The proposal for the Oella location was presented to club membership earlier this month in an email that called for discretion “until such time as we have an agreement in place and a tangible announcement to make,” Sovero wrote to the club.
The leaked email ignited opposition.
“We don’t want more development,” said Catonsville resident Joann Kruger, echoing sentiments posted by opponents on social media.
Kruger said the schools and roads already are overcrowded, especially South Rolling Road, which abuts the golf course.
The golf club’s board has been weighing relocation options since the early 2000s, Sovero said.
Established in 1919, the private club’s current location is “limited in size, obviously,” and leaves little room for expansion to attract new members, he said. The new site would allow it to add a driving range, a clubhouse and a swimming pool, Sovero said.
There are no cost estimates for the proposal, nor a timeline on when members will be asked to vote on it, a Ribera Development spokesman said.
The club’s members voted down a previous proposal to relocate to Dogwood Road in Woodlawn in 2004. Eight other properties have been considered since by the club board, but “they were not close enough to Catonsville to keep this a Catonsville club,” which was important to its members, said John Stamato, a partner with Ribera Development.
The parkland is about 5 miles from the club’s current location.
Development on the land is encumbered by restrictions imposed by the U.S. Park Service-administered Land and Water Conservation Fund, which has provided money for the property the golf club is seeking.

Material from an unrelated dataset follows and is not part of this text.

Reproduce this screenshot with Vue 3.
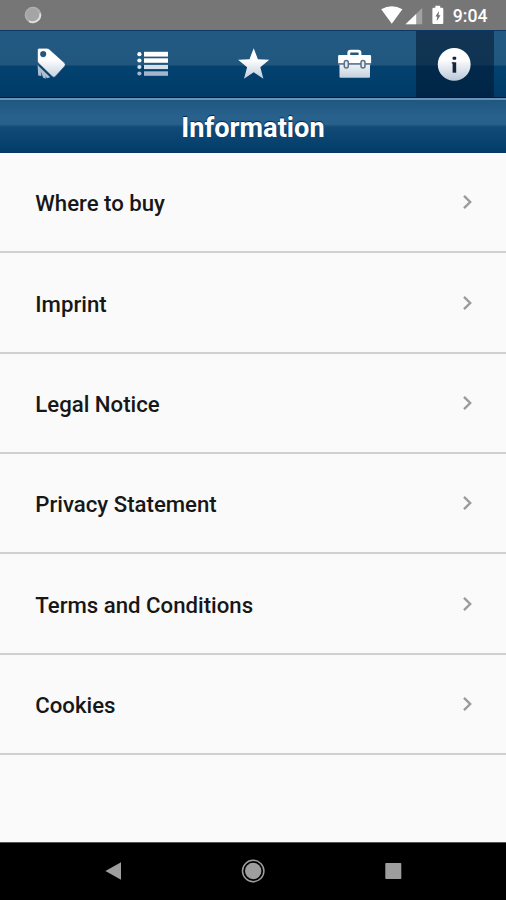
<script setup>
const tabs = ['tag', 'list', 'star', 'case', 'info']
const active = 'info'
const items = [
  'Where to buy',
  'Imprint',
  'Legal Notice',
  'Privacy Statement',
  'Terms and Conditions',
  'Cookies',
]
</script>

<template>
  <div class="screen">
    <header class="status">
      <svg class="spinner" width="20" height="20" viewBox="0 0 20 20">
        <circle cx="10" cy="10" r="8.3" fill="#b0b0b0" />
        <circle cx="9.6" cy="9.6" r="6.6" fill="#a5a5a5" />
        <path d="M17.2 8.5A7.6 7.6 0 0 1 6 16.2" fill="none" stroke="#dfdfdf" stroke-width="1.8" />
      </svg>
      <div class="indicators">
        <svg width="42" height="22" viewBox="0 0 42 22">
          <path d="M0.2 4.2Q10.8 -1.8 21.4 4.2L10.8 18.7Z" fill="#fff" />
          <path d="M41.2 3V19.3H24.5Z" fill="#a2a2a2" />
          <path d="M35.2 9V19.3H24.5Z" fill="#fff" />
        </svg>
        <svg class="battery" width="12" height="20" viewBox="0 0 12 20">
          <path d="M3.4 0.8H8.2V2.8H10.2Q11.3 2.8 11.3 3.9V17.9Q11.3 19 10.2 19H1.5Q0.4 19 0.4 17.9V3.9Q0.4 2.8 1.5 2.8H3.4Z" fill="#fff" />
          <path d="M7 6L3.4 11.6H5.3L4.6 16.2L8.5 10.3H6.6Z" fill="#717171" />
        </svg>
        <span class="time">9:04</span>
      </div>
    </header>

    <nav class="tabs">
      <div v-for="tab in tabs" :key="tab" class="tab" :class="{ active: tab === active }">
        <svg v-if="tab === 'tag'" class="icon" width="40" height="40" viewBox="0 0 40 40">
          <defs>
            <linearGradient id="shine" gradientUnits="userSpaceOnUse" x1="0" y1="4" x2="0" y2="36">
              <stop offset="0.35" stop-color="#fff" />
              <stop offset="1" stop-color="#bccada" />
            </linearGradient>
          </defs>
          <path d="M6.6 21L19.2 33.2L16 34.2L14.4 32.2L14.9 34.8L12.2 33.8L9.8 27.5L10.4 32L7.2 31.5Z" fill="#aebdd0" />
          <path fill-rule="evenodd" d="M8.2 4.3H15.6Q17.2 4.3 18.3 5.2L33.4 18.8Q35 20.4 33.8 22L24.5 32.3Q22.8 34 21 32.3L7.4 19.1Q6.5 18.2 6.5 17V6Q6.5 4.3 8.2 4.3ZM12.2 7.3A2.8 2.8 0 1 0 12.2 12.9A2.8 2.8 0 1 0 12.2 7.3Z" fill="url(#shine)" stroke="#12426d" stroke-width="0.5" />
        </svg>
        <svg v-else-if="tab === 'list'" class="icon" width="40" height="40" viewBox="0 0 40 40">
          <g fill="#fff">
            <path d="M12 7.8H36V12.6H12Z" /><circle cx="7.4" cy="10.2" r="2.1" />
            <path d="M12 14.3H36V18.8H12Z" /><circle cx="7.4" cy="16.5" r="2.1" />
          </g>
          <g fill="#d5e0eb">
            <path d="M12 20.9H36V25.1H12Z" /><circle cx="7.4" cy="23" r="2.1" />
          </g>
          <g fill="#a3b6cc">
            <path d="M12 27.3H36V31.8H12Z" /><circle cx="7.4" cy="29.5" r="2.1" />
          </g>
        </svg>
        <svg v-else-if="tab === 'star'" class="icon" width="40" height="40" viewBox="0 0 40 40">
          <path d="M20.7 4.2L24.9 15.2L36.3 15.8L27.3 23.2L30.4 34.8L20.7 28.3L11 34.8L14.1 23.2L5.1 15.8L16.5 15.2Z" fill="url(#shine)" />
        </svg>
        <svg v-else-if="tab === 'case'" class="icon" width="40" height="40" viewBox="0 0 40 40">
          <path d="M14.8 12V8.9Q14.8 7.2 16.5 7.2H24.3Q26 7.2 26 8.9V12" fill="none" stroke="#fff" stroke-width="2.8" />
          <path d="M5.2 11H36Q37.1 11 37.1 12V19.3H4.1V12Q4.1 11 5.2 11Z" fill="#fff" />
          <path d="M5.5 20.2H36V32.8Q36 33.8 35 33.8H6.5Q5.5 33.8 5.5 32.8Z" fill="url(#shine)" />
          <path d="M4.1 20H37.1" stroke="#6b8298" stroke-width="1.3" />
          <rect x="10.3" y="16.5" width="4" height="7.6" rx="2" fill="#e4eaf0" stroke="#597187" stroke-width="1.5" />
          <rect x="27" y="16.5" width="4" height="7.6" rx="2" fill="#e4eaf0" stroke="#597187" stroke-width="1.5" />
        </svg>
        <svg v-else class="icon" width="40" height="40" viewBox="0 0 40 40">
          <circle cx="19.2" cy="20.4" r="16.4" fill="url(#shine)" />
          <rect x="17.6" y="12.8" width="3.6" height="3" rx="0.8" fill="#14243d" />
          <rect x="17.6" y="18.3" width="3.6" height="10.4" fill="#14243d" />
          <rect x="16.8" y="18.3" width="2" height="1.2" fill="#14243d" />
        </svg>
      </div>
    </nav>

    <h1 class="title">Information</h1>

    <ul class="list">
      <li v-for="item in items" :key="item" class="row">
        <span>{{ item }}</span>
        <svg class="chevron" width="12" height="18" viewBox="0 0 12 18">
          <path d="M2 2.8L8.2 9L2 15.2" fill="none" stroke="#9b9b9b" stroke-width="2.4" />
        </svg>
      </li>
    </ul>

    <footer class="system">
      <svg width="20" height="20" viewBox="0 0 20 20">
        <path d="M18 1.3V18.7L2.4 10Z" fill="#9e9e9e" />
      </svg>
      <svg width="26" height="26" viewBox="0 0 26 26">
        <circle cx="13.2" cy="13" r="8.2" fill="#9e9e9e" />
        <circle cx="13.2" cy="13" r="10.7" fill="none" stroke="#9e9e9e" stroke-width="1.5" />
      </svg>
      <svg width="20" height="20" viewBox="0 0 20 20">
        <rect x="2.3" y="2" width="16" height="16" rx="0.8" fill="#9e9e9e" />
      </svg>
    </footer>
  </div>
</template>

<style>
body {
  margin: 0;
  background: #fafafa;
}
</style>

<style scoped>
.screen {
  display: flex;
  flex-direction: column;
  width: 506px;
  height: 900px;
  overflow: hidden;
  background: #fafafa;
  font-family: Roboto, "Liberation Sans", sans-serif;
}
.status {
  display: flex;
  justify-content: space-between;
  box-sizing: border-box;
  height: 30px;
  flex: none;
  padding: 5px 18.5px 0 22.5px;
  background: #767676;
}
.indicators {
  display: flex;
}
.battery {
  margin-left: 9px;
}
.time {
  margin-left: 9px;
  color: #fff;
  font-size: 17.6px;
  font-weight: 500;
  line-height: 22px;
}
.tabs {
  display: grid;
  grid-template-columns: repeat(5, 1fr);
  justify-items: center;
  box-sizing: border-box;
  height: 68px;
  flex: none;
  border-top: 1px solid #0a3865;
  border-bottom: 1px solid #00194a;
  background: linear-gradient(#235a83 0, #21577f 34px, #03426f 35px, #003a68 100%);
}
.tab {
  display: flex;
  align-items: center;
  justify-content: center;
  width: 78px;
}
.active {
  background: rgba(0, 15, 38, 0.5);
}
.icon {
  display: block;
  margin-top: -1px;
}
.title {
  box-sizing: border-box;
  height: 55px;
  flex: none;
  margin: 0;
  padding-top: 4px;
  border-top: 2px solid #6d92b7;
  border-bottom: 1px solid #083763;
  background: linear-gradient(#1e5880 0, #28618c 16px, #28618c 24px, #124b78 27px, #023c69 100%);
  color: #fff;
  font-size: 27.2px;
  font-weight: 700;
  line-height: 49px;
  text-align: center;
  text-shadow: 0 -1px 1px #002352;
}
.list {
  flex: 1;
  margin: 0;
  padding: 0;
  list-style: none;
}
.row {
  display: flex;
  align-items: center;
  justify-content: space-between;
  box-sizing: border-box;
  height: 100.35px;
  padding: 2.5px 32px 0 35.3px;
  border-bottom: 2px solid #d0d0d0;
  color: #171717;
  font-size: 22.2px;
  font-weight: 500;
}
.chevron {
  margin-top: -2px;
}
.system {
  display: flex;
  align-items: center;
  justify-content: space-between;
  box-sizing: border-box;
  height: 58px;
  flex: none;
  padding: 0 103px 2px;
  border-top: 1px solid #555;
  background: #000;
}
</style>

The conservation fund requires properties it supports “to be open for use by the general public,” Bortz wrote in an email.
That requirement is “strictly enforced” by DNR and the Park Service, Bortz said, but the conservation fund’s definition of what qualifies as public use is broad; it includes walking and driving for pleasure, swimming, fishing, boating, hunting, horseback riding, bicycling, snowmobiling, skiing, “and other outdoor sports and activities,” according to the conservation fund’s manual.

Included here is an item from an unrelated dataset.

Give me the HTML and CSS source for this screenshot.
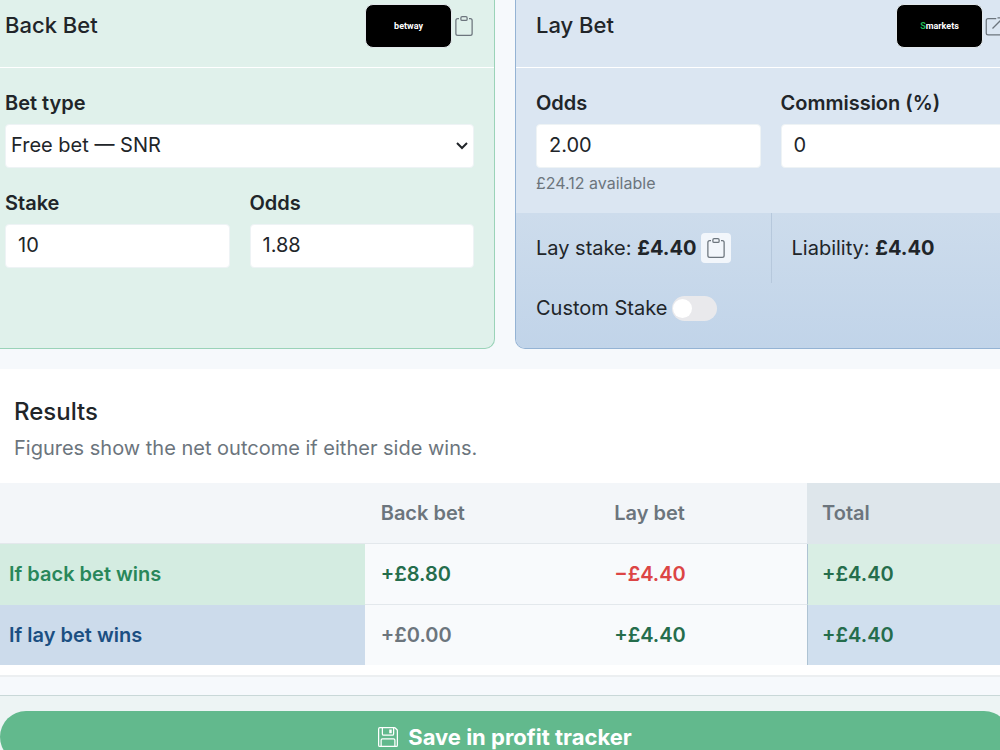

Some horseback riding group activities already functioning on the farm could be considered private uses, Stamato said.
If a land exchange moves forward, Ribera would be required to donate an equivalent acreage of land to the state. Ribera has identified several parcels adjacent to Patapsco Valley State Park for donation and is reviewing them with DNR, Stamato said.
“Generally, I am against the sale of public land, whether it’s parkland or whether it’s state-owned property, for the use of potential development without any kind of public input,” said Del. Pat Young, a Baltimore County Democrat.
Relocating the club would require “all these steps for the community to be involved,” Young said. But the club hasn’t “even gotten that far yet.”
The current club property near Catonsville High School, the Community College of Baltimore County and the University of Maryland, Baltimore County campuses could be redeveloped to include “athletic fields and recreational facilities, much needed land for the expansion of the [UMBC] tech park, housing directed towards UMBC students, retail and a UMBC-themed hotel,” according to a statement from Ribera Development.
A UMBC spokesman said the school is not involved with any plans for the golf course property.
The golf course property is zoned for residential use, limiting development density to 3.5 homes per acre. Opening the door for student housing or a retail center would require that the developer seek approval for a planned unit development from the Baltimore County Council, Councilman Tom Quirk said.
Young and Quirk plan to address the proposal during a Greater Oella Community Association meeting Wednesday evening.
Quirk, a Catonsville Democrat and council chairman, said he met with a Ribera representative and a land-use attorney regarding the proposal, but that “this is a decision that will take a lot of time, community input and thought.”
“I share the same concerns and issues that the community does,” Quirk said.